In order to ensure my wife rides along, there is air conditioning and a heater, as well as an AM/FM radio. LED lighting illuminates the cockpit at night, and a backup camera covers the Coupe’s blind spots.

The great thing about Cobras is that there is a vast community, and everyone sticks together. I met many people and made a lot of friends along the path to completing my Coupe, and my normally quiet residential street had a new influx of noisy and beautiful cars that came to visit.

The build proceeded from the roller stage to the go-kart stage after 13 months and was fully licensed after 17 months. Mark would return every few months, and we would build like crazy for a few days. There was always a big to-do list for me when he left, and Cobra guys would come over often to lend a hand.

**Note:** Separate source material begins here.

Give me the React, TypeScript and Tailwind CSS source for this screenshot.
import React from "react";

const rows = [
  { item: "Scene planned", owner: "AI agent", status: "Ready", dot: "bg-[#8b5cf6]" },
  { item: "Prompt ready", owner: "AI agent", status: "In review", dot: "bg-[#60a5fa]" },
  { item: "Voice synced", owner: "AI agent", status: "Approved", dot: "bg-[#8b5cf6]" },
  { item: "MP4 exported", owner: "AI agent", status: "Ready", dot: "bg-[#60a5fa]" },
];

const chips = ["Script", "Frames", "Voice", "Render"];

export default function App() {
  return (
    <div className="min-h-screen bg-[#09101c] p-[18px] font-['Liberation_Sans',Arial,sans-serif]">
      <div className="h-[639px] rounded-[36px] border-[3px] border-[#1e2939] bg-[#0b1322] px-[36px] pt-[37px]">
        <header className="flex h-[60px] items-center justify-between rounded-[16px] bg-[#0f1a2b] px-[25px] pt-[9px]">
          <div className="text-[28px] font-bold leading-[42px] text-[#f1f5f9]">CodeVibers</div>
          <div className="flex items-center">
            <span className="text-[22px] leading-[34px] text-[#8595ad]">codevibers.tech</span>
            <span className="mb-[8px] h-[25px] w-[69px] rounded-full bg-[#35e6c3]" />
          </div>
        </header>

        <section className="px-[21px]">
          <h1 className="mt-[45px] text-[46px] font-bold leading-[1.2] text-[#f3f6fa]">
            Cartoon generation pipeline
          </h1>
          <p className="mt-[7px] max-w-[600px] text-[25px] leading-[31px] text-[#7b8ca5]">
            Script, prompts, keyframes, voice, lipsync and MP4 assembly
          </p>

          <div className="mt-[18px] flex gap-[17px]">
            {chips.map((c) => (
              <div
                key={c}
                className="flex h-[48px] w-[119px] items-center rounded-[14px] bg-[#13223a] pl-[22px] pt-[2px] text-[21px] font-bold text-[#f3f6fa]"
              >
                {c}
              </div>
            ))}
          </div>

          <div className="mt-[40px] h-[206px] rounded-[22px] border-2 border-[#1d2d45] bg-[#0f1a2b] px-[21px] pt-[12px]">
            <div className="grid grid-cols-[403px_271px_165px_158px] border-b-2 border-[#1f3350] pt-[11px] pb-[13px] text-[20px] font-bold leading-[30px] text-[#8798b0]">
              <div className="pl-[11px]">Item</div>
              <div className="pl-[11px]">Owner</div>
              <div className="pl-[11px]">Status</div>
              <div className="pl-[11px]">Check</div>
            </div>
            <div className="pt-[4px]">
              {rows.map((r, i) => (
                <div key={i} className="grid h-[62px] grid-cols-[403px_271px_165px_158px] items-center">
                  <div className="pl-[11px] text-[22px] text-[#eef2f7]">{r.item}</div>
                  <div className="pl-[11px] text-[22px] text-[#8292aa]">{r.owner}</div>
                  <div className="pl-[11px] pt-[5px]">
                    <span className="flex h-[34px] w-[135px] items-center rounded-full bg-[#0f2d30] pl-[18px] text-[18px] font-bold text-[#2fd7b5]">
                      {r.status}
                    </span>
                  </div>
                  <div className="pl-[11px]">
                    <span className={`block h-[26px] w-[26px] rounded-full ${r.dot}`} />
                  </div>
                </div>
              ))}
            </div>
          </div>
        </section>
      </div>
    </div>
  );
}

Truth be told, this project was sort of a ship in the bottle, because once the car was a roller, there was no way to get it from the shop at the back of the house to the street. So, we built “Cobra Lane,” which was a paver stone driveway along the side of the house. After that, we were ready to enjoy the go-kart stage.

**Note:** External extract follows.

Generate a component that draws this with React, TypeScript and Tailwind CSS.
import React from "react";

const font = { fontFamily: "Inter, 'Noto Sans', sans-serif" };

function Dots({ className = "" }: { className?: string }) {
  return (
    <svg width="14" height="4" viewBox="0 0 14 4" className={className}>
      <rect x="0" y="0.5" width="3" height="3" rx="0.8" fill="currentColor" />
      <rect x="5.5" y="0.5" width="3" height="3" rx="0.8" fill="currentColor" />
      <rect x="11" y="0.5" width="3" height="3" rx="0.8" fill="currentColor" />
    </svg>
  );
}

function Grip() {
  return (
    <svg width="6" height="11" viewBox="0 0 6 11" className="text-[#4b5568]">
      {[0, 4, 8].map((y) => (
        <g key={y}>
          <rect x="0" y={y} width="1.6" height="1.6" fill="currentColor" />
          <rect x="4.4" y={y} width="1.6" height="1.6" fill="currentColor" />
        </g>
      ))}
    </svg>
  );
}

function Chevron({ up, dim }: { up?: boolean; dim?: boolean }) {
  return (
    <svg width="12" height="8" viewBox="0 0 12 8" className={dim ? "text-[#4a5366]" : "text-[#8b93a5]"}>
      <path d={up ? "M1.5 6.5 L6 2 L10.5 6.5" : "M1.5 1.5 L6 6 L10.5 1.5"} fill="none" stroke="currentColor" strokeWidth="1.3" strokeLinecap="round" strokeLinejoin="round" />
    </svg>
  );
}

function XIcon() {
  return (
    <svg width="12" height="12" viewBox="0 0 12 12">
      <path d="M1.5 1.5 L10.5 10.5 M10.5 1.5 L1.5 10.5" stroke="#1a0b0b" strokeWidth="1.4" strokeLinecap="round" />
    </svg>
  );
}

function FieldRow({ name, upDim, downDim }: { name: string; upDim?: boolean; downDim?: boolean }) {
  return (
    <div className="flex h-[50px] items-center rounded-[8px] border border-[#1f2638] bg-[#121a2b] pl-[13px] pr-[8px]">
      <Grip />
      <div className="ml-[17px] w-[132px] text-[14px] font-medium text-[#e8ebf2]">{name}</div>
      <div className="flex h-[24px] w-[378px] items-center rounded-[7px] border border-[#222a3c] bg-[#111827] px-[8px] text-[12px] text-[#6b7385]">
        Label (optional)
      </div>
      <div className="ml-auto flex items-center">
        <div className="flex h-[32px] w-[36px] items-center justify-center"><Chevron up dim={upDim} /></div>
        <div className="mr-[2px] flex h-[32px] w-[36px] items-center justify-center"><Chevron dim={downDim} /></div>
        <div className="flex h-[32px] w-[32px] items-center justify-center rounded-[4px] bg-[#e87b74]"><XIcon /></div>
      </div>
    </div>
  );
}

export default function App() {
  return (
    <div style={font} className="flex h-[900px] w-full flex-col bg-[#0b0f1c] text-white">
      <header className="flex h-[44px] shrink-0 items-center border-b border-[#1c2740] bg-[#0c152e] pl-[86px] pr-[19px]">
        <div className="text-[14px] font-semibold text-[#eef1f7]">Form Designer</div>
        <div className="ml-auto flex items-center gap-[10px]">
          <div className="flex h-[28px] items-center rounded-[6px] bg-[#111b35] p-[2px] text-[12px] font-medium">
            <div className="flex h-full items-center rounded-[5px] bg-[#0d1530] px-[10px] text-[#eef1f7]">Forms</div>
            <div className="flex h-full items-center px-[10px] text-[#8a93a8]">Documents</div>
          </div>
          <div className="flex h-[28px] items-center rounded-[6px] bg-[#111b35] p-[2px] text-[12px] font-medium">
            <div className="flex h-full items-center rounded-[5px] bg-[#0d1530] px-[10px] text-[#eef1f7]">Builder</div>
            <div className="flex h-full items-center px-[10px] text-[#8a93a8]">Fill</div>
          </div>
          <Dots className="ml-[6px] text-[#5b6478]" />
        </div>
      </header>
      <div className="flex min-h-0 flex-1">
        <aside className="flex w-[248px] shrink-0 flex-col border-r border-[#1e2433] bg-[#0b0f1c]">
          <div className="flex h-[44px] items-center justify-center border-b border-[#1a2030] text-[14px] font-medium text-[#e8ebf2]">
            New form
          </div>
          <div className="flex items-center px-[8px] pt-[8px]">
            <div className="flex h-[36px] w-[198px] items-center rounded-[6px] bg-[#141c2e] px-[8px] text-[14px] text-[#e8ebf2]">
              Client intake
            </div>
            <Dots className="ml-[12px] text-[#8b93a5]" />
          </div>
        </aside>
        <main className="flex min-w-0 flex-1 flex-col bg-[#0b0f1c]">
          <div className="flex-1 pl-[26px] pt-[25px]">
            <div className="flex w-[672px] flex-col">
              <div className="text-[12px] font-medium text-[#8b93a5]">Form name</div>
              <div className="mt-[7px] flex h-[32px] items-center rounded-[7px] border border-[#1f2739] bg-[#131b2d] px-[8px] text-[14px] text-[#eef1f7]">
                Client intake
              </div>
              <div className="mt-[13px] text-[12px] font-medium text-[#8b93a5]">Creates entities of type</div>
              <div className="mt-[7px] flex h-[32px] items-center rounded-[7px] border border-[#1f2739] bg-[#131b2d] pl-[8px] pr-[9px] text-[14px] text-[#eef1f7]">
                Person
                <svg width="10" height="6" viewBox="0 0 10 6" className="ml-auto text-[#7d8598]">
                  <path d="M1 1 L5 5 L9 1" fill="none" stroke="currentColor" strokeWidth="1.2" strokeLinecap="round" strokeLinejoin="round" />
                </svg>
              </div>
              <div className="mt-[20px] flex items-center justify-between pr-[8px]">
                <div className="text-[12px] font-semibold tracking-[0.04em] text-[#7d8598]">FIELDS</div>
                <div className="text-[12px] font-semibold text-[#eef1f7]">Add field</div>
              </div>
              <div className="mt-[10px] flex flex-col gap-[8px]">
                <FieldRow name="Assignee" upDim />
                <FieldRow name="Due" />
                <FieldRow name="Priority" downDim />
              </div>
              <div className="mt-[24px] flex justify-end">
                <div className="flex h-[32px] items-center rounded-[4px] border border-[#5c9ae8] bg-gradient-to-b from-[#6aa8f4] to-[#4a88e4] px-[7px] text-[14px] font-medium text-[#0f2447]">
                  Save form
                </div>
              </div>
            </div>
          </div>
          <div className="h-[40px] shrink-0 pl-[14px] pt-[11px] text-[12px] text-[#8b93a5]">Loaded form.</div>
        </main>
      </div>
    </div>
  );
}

The funny thing is that anytime a Cobra guy came over, he always had to drive down Cobra Lane — which really echoed against the next-door houses. Even so, most neighbors were very accommodating when my Coupe went go-karting down the street. They would even clap.

I drove the car in gel coat for a year to work out any bugs and settle on the color. That was a good choice, as one of the wise sages in the Cobra Club says, “Your most difficult decision is going to be picking a color.”

Wow, was he correct. I had things narrowed down to blue with white stripes, but it was tough to decide on a final shade. Since Jeff “Da Bat” Miller was doing the painting, I told him I was 90% sure I wanted the Dodge Viper blue shade PBE, with arctic white stripes, and I wanted him to make the paint pop.

Mark drove it to Jeff’s shop in California for the body prep and paint but had a mishap along the way. He was following a semitruck at night when it ran into a deer in the road. Mark didn’t have time to avoid the carcass and drove right over it, making the Coupe bounce into the air. Later, Jeff wanted to know where the fur came from on the bottom of the radiator shroud, but otherwise, no damage done.

After eight weeks, I called Jeff to confirm the PBE color. He casually responded, “Well, you’re a little late for that!” Turns out, he had already used the Viper blue paint, which turned out spectacular.

Mark and I took the Coupe to the 2017 Huntington Beach Factory Five Cruise-In, and then drove it back to St. Louis. It was a joy to drive, and we averaged 20 mpg on the trip. We did have one issue with a loose wheel bearing in western Arizona, but a mechanic gave us a hand (and a scissor jack) and got us on back our way.

My wife and I later drove the Coupe from St. Louis to Columbus, Ohio, for the London Cobra Show in 2017. Four blocks from the hotel, the car died on an exit ramp. After trying three or four different things to restart it, I made a couple calls, and lo and behold, four Cobra guys showed up with a trailer and towed me in. The culprit was a bad fuel pump hose, which we fixed in the hotel parking lot.

If someone needs some help somewhere, it’s just a phone call, text or email and we are on our way to assist. That’s just what this Cobra community is all about.